E come le obbligazioni il valore di mercato può oscillare al di sotto della pari o al di sopra di essa che per i bond è il prezzo di emissione a 100 e per l’immobile il valore di acquisto (al quale dobbiamo aggiungere le spese notarili che assorbirebbero parte della cedola del primo anno, assumendo che intendiamo per cedola la somma dei canoni di locazione di un intero anno, o semestre se preferite).

Alla luce di queste brevi considerazioni è logico asserire che investire in immobili principalmente a fini di protezione, visto che stiamo analizzando l’oggetto del contendere come bene rifugio, conviene a chi ha disponibilità di liquidità in eccesso che può parcheggiare per almeno 5/7 anni, o per chi ha deciso abbracciare il settore del real estate come professione ma ciò comporta enormi disponibilità che un risparmiatore medio non può permettersi e tantomeno immobilizzare tra il 70 ed il 90% del capitale liquido detenuto.

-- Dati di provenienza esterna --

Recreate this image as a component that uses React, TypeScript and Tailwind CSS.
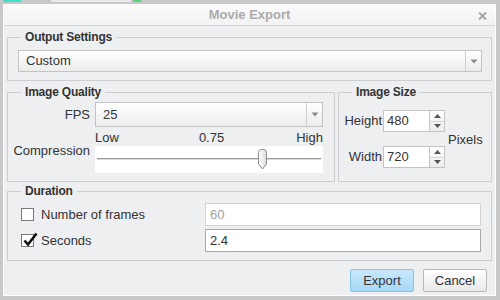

Le strategie d’investimento e protezione tendono sempre di più a diventare dinamiche e non statiche, a mutare nel tempo ed abbreviare le duration, cosa che non si addice al mercato immobiliare riferito all’investitore medio.

In questo periodo in continua e rapida evoluzione in cui non siamo a conoscenza di cosa accadrà di qui alle 24 ore successive è vivamente sconsigliabile immobilizzare i capitali, meglio preferire strumenti finanziari a medio o basso rischio che in caso di necessità sono disponibili in pochi giorni.